Das Schild steht nicht mehr da. Die Uhr zeigt eine andere Zeit an. Geblieben sind die Schienen, die in der Ferne aufeinander zu laufen. Erst wenn man mitten auf dem Bahnsteig steht, sieht man den Namen des Bahnhofes. Auf einem neuen Schild, seitlich aufgestellt, das glänzt wie frisch poliert: "Triangel" steht da.
Tausende erst, später Zehntausende haben diesen Namen eines Bahnhofs gelesen, haben auf die Uhr geschaut, die immer sieben Minuten vor Eins anzeigte. Darüber zog ein grell gelber Himmel auf, von fast giftiger Färbung. Das alles zusammen ergab das Umschlagfoto für einen der vielleicht wichtigsten Berichte über die Achtundsechziger: den Roman "Die Reise" von Bernward Vesper, ein Protokoll ihrer Herkunft aus den dumpfen Fünfziger Jahren, eine Ableitung ihres Handelns als Söhne und Töchter der Nazigeneration; gedacht als Dissertationsschrift und erstmalig aufgelegt im Juli 1977.
Die Gußeiserne Inschrift 'Arbeit macht frei', die vom Torbogen des Eingangs des Stammlagers Auschwitz I gestohlen wurde, ist wieder aufgefunden worden. Hintergrund der Tat sei ein wirtschaftlicher.
(Der originale Schriftzug wurde in den frühen Morgenstunden des 18. Dezember 2009 gestohlen. Noch am selben Morgen wurde er durch eine Kopie ersetzt, die bereits für den Einsatz während Restaurierungsarbeiten angefertigt worden war.)
Was macht man mit so einer Schrift, gußeisern, schwerwiegend - 'Arbeit macht frei'? Stellt man sie im Vorgarten auf, hat man ein Privatmuseum im Keller, Ausschwitzschrift und Brekeradler und den passenden Panzer in der Garage, oder schmilzt man das ein, das Metall?
(Der Nachbar deiner Eltern hat so einen Panzer im Keller, den er einmal im Jahr durch den reichen Vorort der Hafenstadt manövriert. Im Garten hält er in einer Hundehütte zwei scharfe Rottweiler, die den gußeisernen Adler im Garten bewachen, der Nacht für Nacht ab und zu von den Scheinwerfern der Bewegungsmelder angestrahlt wird.)
Von anderer Haltung geprägt, also völlig andere Handlung, aber auffallend nüchtern, pragmatisch, auch der Vorgang, die gestohlene, also fehlende, Eingangstorschrift sogleich durch eine Reproduktion zu ersetzen. Als dürfe das ikonische Bild des Tores mit der Schrift auf keinen Fall zerstört werden durch diese fehlende Schrift. Als könne man ohne 'vollständiges' Bild über den Vorgang des Diebstahles medial nicht berichten.

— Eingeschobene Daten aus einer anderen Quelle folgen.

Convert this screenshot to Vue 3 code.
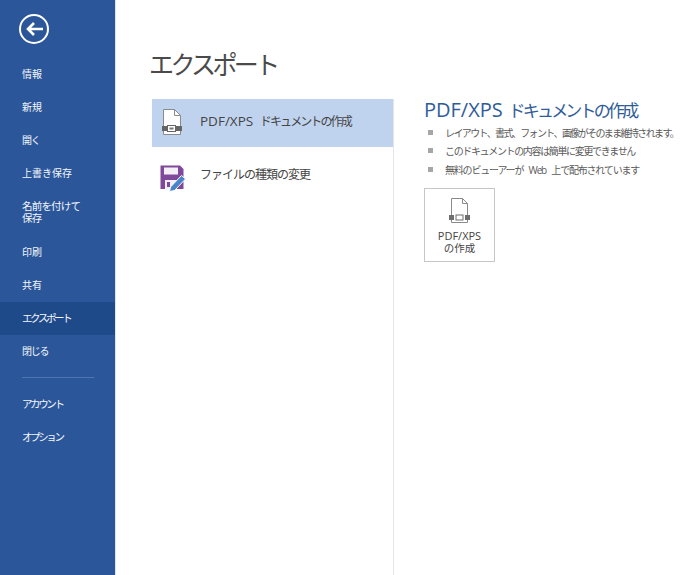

Die Aussage „Arbeit macht frei“ wird gelegentlich ohne historischen Kontext verwendet. Mangelnde Kenntnis über diesen führt regelmäßig zu einem Eklat. Strafrechtliche Konsequenzen sind für ein Versehen nicht zu befürchten. Ein bekanntes Beispiel für einen solchen Fehltritt ist eine Äußerung der Moderatorin Juliane Ziegler im Januar 2008.
Juliane Ziegler ist in Berlin aufgewachsen. Nach ihrem Realschulabschluss absolvierte sie eine Ausbildung zur Schornsteinfegerin. Nach bestandener Gesellenprüfung entschied sie sich für eine Karriere beim Fernsehen. 2003 war sie von einer Freundin zum Casting für die RTL-Show Der Bachelor angemeldet worden.
Seit November 2008 ist Juliane Ziegler als Moderatorin und Reporterin für center.tv Heimatfernsehen Ruhr tätig. Dort führt sie u.a. durch das Reportageformat center.tv mobil vor Ort, die Kochshow Im Henkelmann serviert oder die Nachrichtensendung Heimat Kompakt. Für das ProSieben-Wissensmagazin Galileo ist sie seit Mai 2009 als On-Air-Reporterin im Einsatz, v.a. für Experimente in der Rubrik Galileo eXtrem.